About two weeks ago I got a call to meet up with a writing friend who was passing through Dublin on a trip to London. His offer of meeting up for an hour or two was a welcome relief from the networking, editing and general regime of hair-pulling every author seems to experience when an imminent ‘book-birth’ in near. I grabbed the opportunity with both hands and dropped the pen in my left hand and stopped tapping away on the keyboard with my right hand.
We grabbed a quick bite to eat in a busy eaterie and headed for somewhere quieter to talk proper ‘writer shop’. I was conscious he had a 6.30am flight to London the next morning so I suggested somewhere close to the hotel he was staying at. In the end, we found ourselves in the foyer/reception area of his hotel with a drink in front of us. I’m lucky we can chat online as much as we do because he is an early bird and I am a night owl, so it suits that he is lives on the west coast of American and I am from Ireland.  When I’m heading to bed at 3am or 4am; he’s normally not too far away from his own bed. This was a rare meet-up – only the second face-to-face in about three years.
“So this editing you’re going over with your publisher – what’s different now than what you were doing a few years ago?”
I think he asked the question innocently enough, but my American friends have a way of asking a question sometimes, but making it seem like a feathered, pom-pom, cheerleading  accusation, like, ‘who do we appreciate- rah-rah?’,  ‘why don’t your Irish buses run on time?’ or ‘why are your sign posts so ambiguous when you get off the motorway?’

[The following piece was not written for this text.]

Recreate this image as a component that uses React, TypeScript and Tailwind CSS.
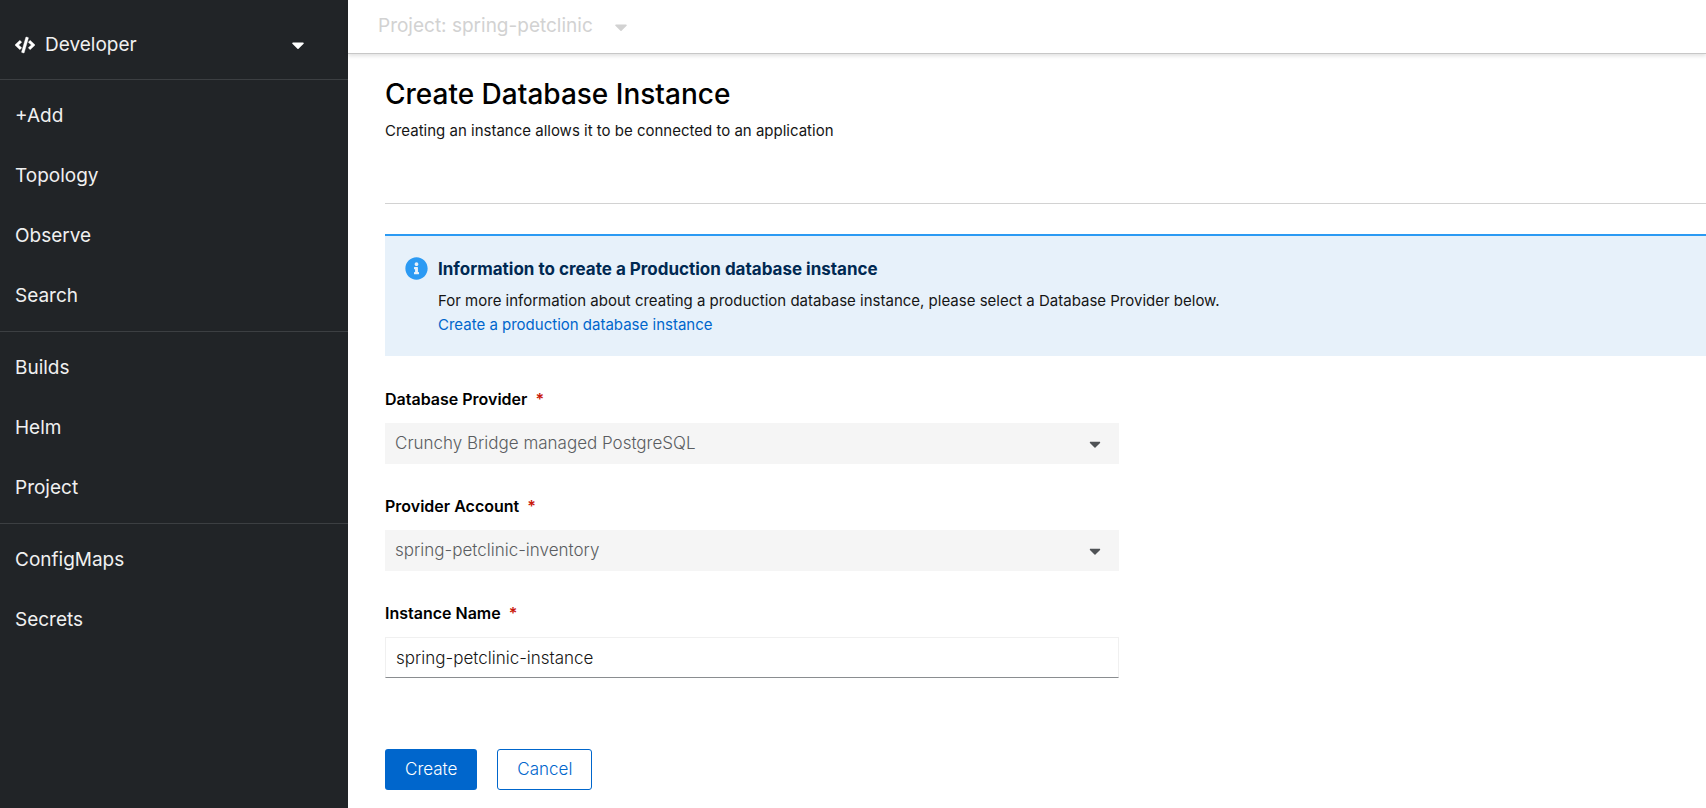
import { useState } from "react";
import type { ReactNode } from "react";
import { FaCaretDown, FaCode, FaInfoCircle } from "react-icons/fa";

const navSections = [
  ["+Add", "Topology", "Observe", "Search"],
  ["Builds", "Helm", "Project"],
  ["ConfigMaps", "Secrets"],
];

function Sidebar() {
  return (
    <aside className="w-[348px] shrink-0 bg-[#212427] text-[19px] text-[#f0f0f0]">
      <button
        type="button"
        className="flex h-20 w-full items-center border-b border-[#3c3f42] pr-10 pl-[15px] pt-[11px] text-left"
      >
        <FaCode className="size-5 text-white" stroke="currentColor" strokeWidth="12" />
        <span className="ml-2.5 flex-1">Developer</span>
        <FaCaretDown className="size-5 text-white" />
      </button>
      <nav aria-label="Main">
        {navSections.map((items) => (
          <ul key={items[0]} className="border-b border-[#3c3f42] pt-1.5 pb-[5px] last:border-b-0">
            {items.map((item) => (
              <li key={item}>
                <a href="#" className="flex h-[60px] items-center px-[15px]">
                  {item}
                </a>
              </li>
            ))}
          </ul>
        ))}
      </nav>
    </aside>
  );
}

function Field({ id, label, children }: { id: string; label: string; children: ReactNode }) {
  return (
    <div className="flex flex-col gap-3">
      <label htmlFor={id} className="text-base leading-6 font-semibold text-black">
        {label}
        <span className="ml-2 text-[#c9190b]">*</span>
      </label>
      {children}
    </div>
  );
}

function DisabledSelect({ id, value }: { id: string; value: string }) {
  return (
    <div className="relative">
      <select
        id={id}
        disabled
        className="h-[41px] w-full appearance-none bg-[#f5f5f5] px-2.5 text-[17px] font-light text-[#5a5d61] opacity-100"
      >
        <option>{value}</option>
      </select>
      <FaCaretDown className="pointer-events-none absolute top-3 right-[15px] size-[18px] text-[#4f5255]" />
    </div>
  );
}

export default function App() {
  const [name, setName] = useState("spring-petclinic-instance");

  return (
    <div className="flex min-h-screen bg-white font-['Inter',sans-serif] text-[#151515]">
      <Sidebar />
      <main className="min-w-0 flex-1">
        <div className="flex h-[54px] items-center border-b border-[#c7c7c7] pl-[30px] shadow-[0_2px_4px_rgba(0,0,0,0.12)]">
          <button type="button" disabled className="flex items-center gap-[18px] text-[19px] text-[#d2d2d2]">
            Project: spring-petclinic
            <FaCaretDown className="size-5" />
          </button>
        </div>
        <div className="pl-[37px]">
          <header className="border-b border-[#d2d2d2] pt-5 pb-[60px]">
            <h1 className="text-[28px] leading-10 font-medium text-black">Create Database Instance</h1>
            <p className="mt-[5px] text-[15px] leading-6">
              Creating an instance allows it to be connected to an application
            </p>
          </header>
          <section className="mt-[30px] flex gap-2.5 border-t-2 border-[#2b9af3] bg-[#e7f1fa] px-5 pt-[21px] pb-[19px]">
            <FaInfoCircle className="size-[23px] shrink-0 text-[#2b9af3]" />
            <div className="text-[15px] leading-6">
              <h2 className="mb-2 text-[17px] leading-6 font-bold text-[#002952]">
                Information to create a Production database instance
              </h2>
              <p>
                For more information about creating a production database instance, please select a Database
                Provider below.
              </p>
              <a href="#" className="text-[#0066cc]">
                Create a production database instance
              </a>
            </div>
          </section>
          <form className="mt-[31px] max-w-[734px]" onSubmit={(event) => event.preventDefault()}>
            <div className="flex flex-col gap-[30px]">
              <Field id="provider" label="Database Provider">
                <DisabledSelect id="provider" value="Crunchy Bridge managed PostgreSQL" />
              </Field>
              <Field id="account" label="Provider Account">
                <DisabledSelect id="account" value="spring-petclinic-inventory" />
              </Field>
              <Field id="name" label="Instance Name">
                <input
                  id="name"
                  type="text"
                  required
                  value={name}
                  onChange={(event) => setName(event.target.value)}
                  className="h-[41px] w-full border border-[#f0f0f0] border-b-[#8a8d90] px-2.5 text-[17px] font-light outline-none"
                />
              </Field>
            </div>
            <div className="mt-[71px] flex gap-5 text-[17px] font-light">
              <button type="submit" className="h-[41px] rounded-[3px] bg-[#0066cc] px-5 text-white">
                Create
              </button>
              <button type="button" className="h-[41px] rounded-[3px] border border-[#0066cc] px-[19px] text-[#0066cc]">
                Cancel
              </button>
            </div>
          </form>
        </div>
      </main>
    </div>
  );
}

I wasn’t in control of the editing. For the second time in successive books someone else was in charge of editing my books. It was no longer a case of me wanting the book to be as good as I could make it, or as well edited as I could afford it to be.  It became about what the standard of my publisher expected of the book and me. Yes, you can employ and pay an editor, but editors work to the level of excellence you pay them for, and sometimes that is not always the standard of a published book. It’s an easy trap to fall into with self-publishing—confusing proofing with proper editing. Proofing is something that happens an already edited text for the printer, typesetter or web designer. It is not editing. A proof reader might tell you easter should have been written with a capital E, but they won’t tell you that you actually meant Christmas in your novel.
When I look back on the books I published in the 1990’s, I was proud of what I achieved, and though some of those books reached store bookshelves, I recognised their miss-sized oddity, and their garish dust jackets. I had learned how to stitch and bind books long before we ever heard of print on demand. In many ways, what I was doing was what William Blake and Walt Whitman had done to produce their first volumes for the published world. I still have a few copies of those old self-published books on my own bookshelf at home—and they sit just at uncomfortably beside their better neighbours. Ultimately, they are mine, by my mind and hand.
When my American friend went to make his way to his room after a longer evening of chat and drink than he had planned for; he reached into a small case he had tucked under the table we were sitting at and pulled out a slim leather bound edition of his soon-to-be published poetry collection.
“Damn publisher should have had copies of the book before I left home, so I had to get a couple of hundred of these things done to show folks over the coming weeks.”
He shoved the book into my hand, almost apologetically.
“I’ll put a proper copy in the post for you when I get home next month. The publisher should have the review copies ready by then.”
I didn’t feel quite so bad, and as my American friend hobbled off upstairs to bed in the late night silence of the hotel foyer, I thought;
I know just where this volume will feel most at home.